Et aujourd'hui, je suis dans une cage encore plus petite qu'avant. Pour l'instant, je suis surveillé à toute heure du jour et de la nuit, soit-disant pour ma sécurité mais en vérité pour que je ne tente rien... pour que je ne reprenne pas l'ascendant. La peur est encore là, bien que faible, et ils ne sont pas encore assez stupides pour me négliger. Confiné dans l'aile médicale du Quartier du Gouvernement, je ne suis même pas tenu au courant des avancées de la DFAO. C'est à peine si on m'adresse un regard ici. Les infirmiers qui acceptent de me parler ne le font que pour répondre à mes questions insistantes et agaçantes : selon eux, je sortirai d'ici dans deux jours tout au plus. J'espère, même si ce n'est pas dans mes habitudes, que cette durée sera raccourcie. Même si je ne suis pas vraiment malade, je ne supporte plus d'être attaché à un lit d'hôpital.
Et plus que tout, je voudrais savoir. Savoir ce qu'il est advenu d'Astrid. En quelque sorte, je devrais le savoir, puisque j'ai moi-même conçu ce plan catastrophique. Mais il faut évidemment envisager que des modifications ont été apportées, au vu du retournement de situation. Et en plus de tout ça, je n'avais jamais prévu cette possibilité : où serait emmenée Astrid et quel traitement lui ferait-on subir, si jamais j'échouais, si jamais la DFAO décidait de la capturer de nouveau ? Pour moi, la réussite de cette mission n'était pas une option, c'était une obligation. Et pour les autres aussi je suppose. Manipuler et arracher des informations à une fille faible, brisée par des mois de torture, et sans aucun souvenir de son entraînement à l'Organisation ? Une évidence pour n'importe qui. Une citoyenne lambda, en quelque sorte, mais encore plus vulnérable. Qui n'y arriverait pas ? En tous cas maintenant, je sais que ce n'était pas aussi facile que je le pensais.
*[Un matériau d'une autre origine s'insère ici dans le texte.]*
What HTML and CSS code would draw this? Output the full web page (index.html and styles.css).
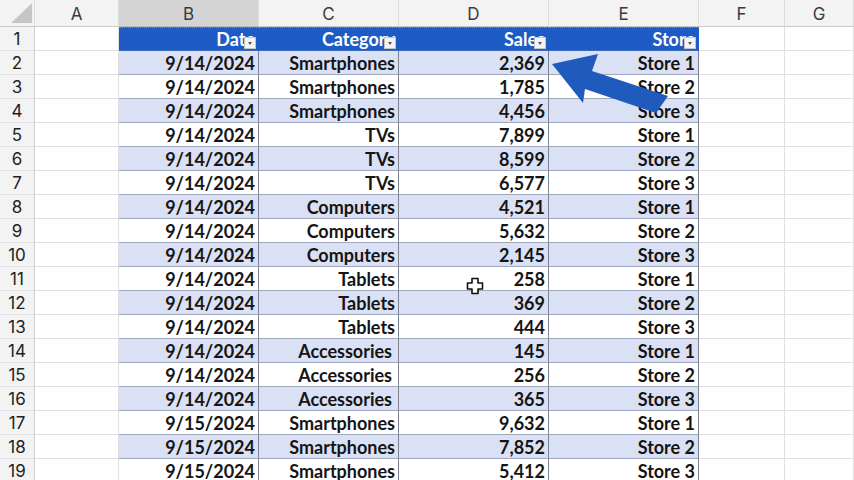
FILE: index.html
```html
<!DOCTYPE html>
<html>
<head>
<meta charset="utf-8">
<link rel="stylesheet" href="styles.css">
</head>
<body>
<div class="sheet">
  <div class="row colhead">
    <div class="corner"><span class="tri"></span></div>
    <div class="ch">A</div>
    <div class="ch sel">B</div>
    <div class="ch">C</div>
    <div class="ch">D</div>
    <div class="ch">E</div>
    <div class="ch">F</div>
    <div class="ch">G</div>
  </div>
  <div class="row">
    <div class="rn">1</div><div class="c"></div>
    <div class="c th">Date<span class="fb"></span></div>
    <div class="c th">Category<span class="fb"></span></div>
    <div class="c th">Sales<span class="fb"></span></div>
    <div class="c th last">Store<span class="fb"></span></div>
    <div class="c"></div><div class="c"></div>
  </div>
  <div class="row band"><div class="rn">2</div><div class="c"></div><div class="c t">9/14/2024</div><div class="c t">Smartphones</div><div class="c t">2,369</div><div class="c t last">Store 1</div><div class="c"></div><div class="c"></div></div>
  <div class="row"><div class="rn">3</div><div class="c"></div><div class="c t">9/14/2024</div><div class="c t">Smartphones</div><div class="c t">1,785</div><div class="c t last">Store 2</div><div class="c"></div><div class="c"></div></div>
  <div class="row band"><div class="rn">4</div><div class="c"></div><div class="c t">9/14/2024</div><div class="c t">Smartphones</div><div class="c t">4,456</div><div class="c t last">Store 3</div><div class="c"></div><div class="c"></div></div>
  <div class="row"><div class="rn">5</div><div class="c"></div><div class="c t">9/14/2024</div><div class="c t">TVs</div><div class="c t">7,899</div><div class="c t last">Store 1</div><div class="c"></div><div class="c"></div></div>
  <div class="row band"><div class="rn">6</div><div class="c"></div><div class="c t">9/14/2024</div><div class="c t">TVs</div><div class="c t">8,599</div><div class="c t last">Store 2</div><div class="c"></div><div class="c"></div></div>
  <div class="row"><div class="rn">7</div><div class="c"></div><div class="c t">9/14/2024</div><div class="c t">TVs</div><div class="c t">6,577</div><div class="c t last">Store 3</div><div class="c"></div><div class="c"></div></div>
  <div class="row band"><div class="rn">8</div><div class="c"></div><div class="c t">9/14/2024</div><div class="c t">Computers</div><div class="c t">4,521</div><div class="c t last">Store 1</div><div class="c"></div><div class="c"></div></div>
  <div class="row"><div class="rn">9</div><div class="c"></div><div class="c t">9/14/2024</div><div class="c t">Computers</div><div class="c t">5,632</div><div class="c t last">Store 2</div><div class="c"></div><div class="c"></div></div>
  <div class="row band"><div class="rn">10</div><div class="c"></div><div class="c t">9/14/2024</div><div class="c t">Computers</div><div class="c t">2,145</div><div class="c t last">Store 3</div><div class="c"></div><div class="c"></div></div>
  <div class="row"><div class="rn">11</div><div class="c"></div><div class="c t">9/14/2024</div><div class="c t">Tablets</div><div class="c t">258</div><div class="c t last">Store 1</div><div class="c"></div><div class="c"></div></div>
  <div class="row band"><div class="rn">12</div><div class="c"></div><div class="c t">9/14/2024</div><div class="c t">Tablets</div><div class="c t">369</div><div class="c t last">Store 2</div><div class="c"></div><div class="c"></div></div>
  <div class="row"><div class="rn">13</div><div class="c"></div><div class="c t">9/14/2024</div><div class="c t">Tablets</div><div class="c t">444</div><div class="c t last">Store 3</div><div class="c"></div><div class="c"></div></div>
  <div class="row band"><div class="rn">14</div><div class="c"></div><div class="c t">9/14/2024</div><div class="c t sp">Accessories</div><div class="c t">145</div><div class="c t last">Store 1</div><div class="c"></div><div class="c"></div></div>
  <div class="row"><div class="rn">15</div><div class="c"></div><div class="c t">9/14/2024</div><div class="c t sp">Accessories</div><div class="c t">256</div><div class="c t last">Store 2</div><div class="c"></div><div class="c"></div></div>
  <div class="row band"><div class="rn">16</div><div class="c"></div><div class="c t">9/14/2024</div><div class="c t sp">Accessories</div><div class="c t">365</div><div class="c t last">Store 3</div><div class="c"></div><div class="c"></div></div>
  <div class="row"><div class="rn">17</div><div class="c"></div><div class="c t">9/15/2024</div><div class="c t">Smartphones</div><div class="c t">9,632</div><div class="c t last">Store 1</div><div class="c"></div><div class="c"></div></div>
  <div class="row band"><div class="rn">18</div><div class="c"></div><div class="c t">9/15/2024</div><div class="c t">Smartphones</div><div class="c t">7,852</div><div class="c t last">Store 2</div><div class="c"></div><div class="c"></div></div>
  <div class="row"><div class="rn">19</div><div class="c"></div><div class="c t">9/15/2024</div><div class="c t">Smartphones</div><div class="c t">5,412</div><div class="c t last">Store 3</div><div class="c"></div><div class="c"></div></div>
</div>

<svg class="cursor" width="18" height="18" viewBox="0 0 18 18">
  <path d="M6 1.5 H12 V6 H16.5 V12 H12 V16.5 H6 V12 H1.5 V6 H6 Z" fill="#fff" stroke="#111" stroke-width="1.6" stroke-linejoin="round"/>
</svg>

<svg class="arrow" width="854" height="480" viewBox="0 0 854 480">
  <polygon points="552,64 598,54 592,71 668,96 656,113 585,89 583,103" fill="#1f5bbd"/>
</svg>
</body>
</html>
```

FILE: styles.css
```css
html, body {
  margin: 0;
  padding: 0;
  background: #ffffff;
  overflow: hidden;
}
body {
  width: 854px;
  height: 480px;
  position: relative;
  font-family: "Inter", "Roboto", "Liberation Sans", sans-serif;
}
.sheet {
  display: flex;
  flex-direction: column;
}
.row {
  display: grid;
  grid-template-columns: 35px 84px 140px 140px 150px 150px 86px 69px;
  height: 24px;
}
.row > div {
  box-sizing: border-box;
  border-right: 1px solid #e0e0e0;
  border-bottom: 1px solid #e0e0e0;
  position: relative;
}
.colhead {
  height: 27px;
}
.colhead > div {
  background: #f3f3f3;
  border-right: 1px solid #dcdcdc;
  border-bottom: 1px solid #c9c9c9;
}
.corner .tri {
  position: absolute;
  right: 2px;
  bottom: 3px;
  width: 21px;
  height: 20px;
  background: #c6c6c6;
  clip-path: polygon(100% 0, 100% 100%, 0 100%);
}
.ch {
  display: flex;
  align-items: center;
  justify-content: center;
  font-size: 17px;
  font-weight: 400;
  color: #3a3a3a;
  padding-top: 1px;
}
.colhead > .sel {
  background: #d4d4d4;
  border-bottom-color: #b8b8b8;
}
.row > .rn {
  background: #f3f3f3;
  border-right: 1px solid #d0d0d0;
  border-bottom: 1px solid #e2e2e2;
  display: flex;
  align-items: center;
  justify-content: center;
  font-size: 17px;
  color: #222;
}
.c {
  background: #fff;
}
.t, .th {
  display: flex;
  align-items: center;
  justify-content: flex-end;
  padding-right: 3px;
  font-family: "Lato", "Inter", sans-serif;
  font-size: 18px;
  font-weight: 700;
  color: #151515;
  white-space: nowrap;
  overflow: hidden;
}
.row > .t {
  border-right: 1px solid #7d8190;
  border-bottom: 1px solid #9ea6bd;
}
.band > .t {
  background: #dbe1f4;
}
.t.sp {
  padding-right: 6px;
}
.row > .th {
  background: #1f5bc4;
  color: #ffffff;
  font-weight: 700;
  border-right: 1px solid #1f5bc4;
  border-bottom: 1px solid #3a69c0;
  border-top: 1px dotted #6d8fd6;
}
.fb {
  position: absolute;
  right: 2px;
  bottom: 1px;
  width: 12px;
  height: 12px;
  box-sizing: border-box;
  background: #f4f4f4;
  border: 1px solid #c4c4c4;
}
.fb::after {
  content: "";
  position: absolute;
  left: 3px;
  top: 4px;
  border-left: 2.5px solid transparent;
  border-right: 2.5px solid transparent;
  border-top: 3px solid #555;
}
.cursor {
  position: absolute;
  left: 466px;
  top: 277px;
}
.arrow {
  position: absolute;
  left: 0;
  top: 0;
  pointer-events: none;
}
```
Et puis il y a également un autre point négatif.
Grâce au micro intégré que j'avais sur moi, les capitaines ont pu aisément deviner que j'ai embrassé Astrid. Une rumeur s'est-elle répandue à ce propos ? J'en doute. Malgré ma disgrâce, je reste un capitaine de la DFAO, et mes congénères ont l'obligation de maintenir une certaine cohésion face aux soldats moins gradés. Leur haine à mon égard est-elle si forte qu'ils sont prêts à sacrifier notre unité apparente, juste pour m'humilier ? Si cette information remontait jusqu'à notre Leader, notre efficacité serait encore plus remise en cause qu'actuellement, et le groupe dirigeant risquerait d'être dissout, puis remplacé. C'est ainsi que le monde militaire fonctionne en 2300. Si une combinaison ne marche pas, elle est balayée et on en essaye une autre. Et évidemment, pour ne pas trahir le secret, on élimine toutes les traces... Non, décidément, cela comporterait trop de risques. Mais n'empêche que cette honteuse partie de ma mission est à présent connue des six autres capitaines. Et ils ne manqueront pas de m'interroger à ce sujet, j'y mettrais ma main à couper.
Un infirmier déboule dans la chambre sans prendre la peine de s'annoncer.
Le plus rapidement possible, il vérifie ma tension, mes paramètres vitaux, règle quelque chose sur la tablette qui remplace les moniteurs d'avant mais qui produit le même bip agaçant au rythme de mon coeur. Puis il repart aussi vite qu'il est venu, plus affirmé que n'importe qui l'aurait été à sa place il y a un mois encore.
Ici, c'est ma routine quotidienne.
Les mêmes regards dégradants, indifférents, ou encore un peu nerveux.
Les mêmes expressions sur les mêmes visages révulsants.
Je m'ennuie.
Bien plus encore, je boue d'impatience. Je veux réparer mes erreurs, non pas aux yeux des autres capitaines, de mon père, de Christian Carren, le Leader de Paris, et encore moins à ceux du monde militaire. C'est mon opinion qui m'importe, et celle de personne d'autre.
C'est dans mon esprit que je veux redevenir digne de moi-même.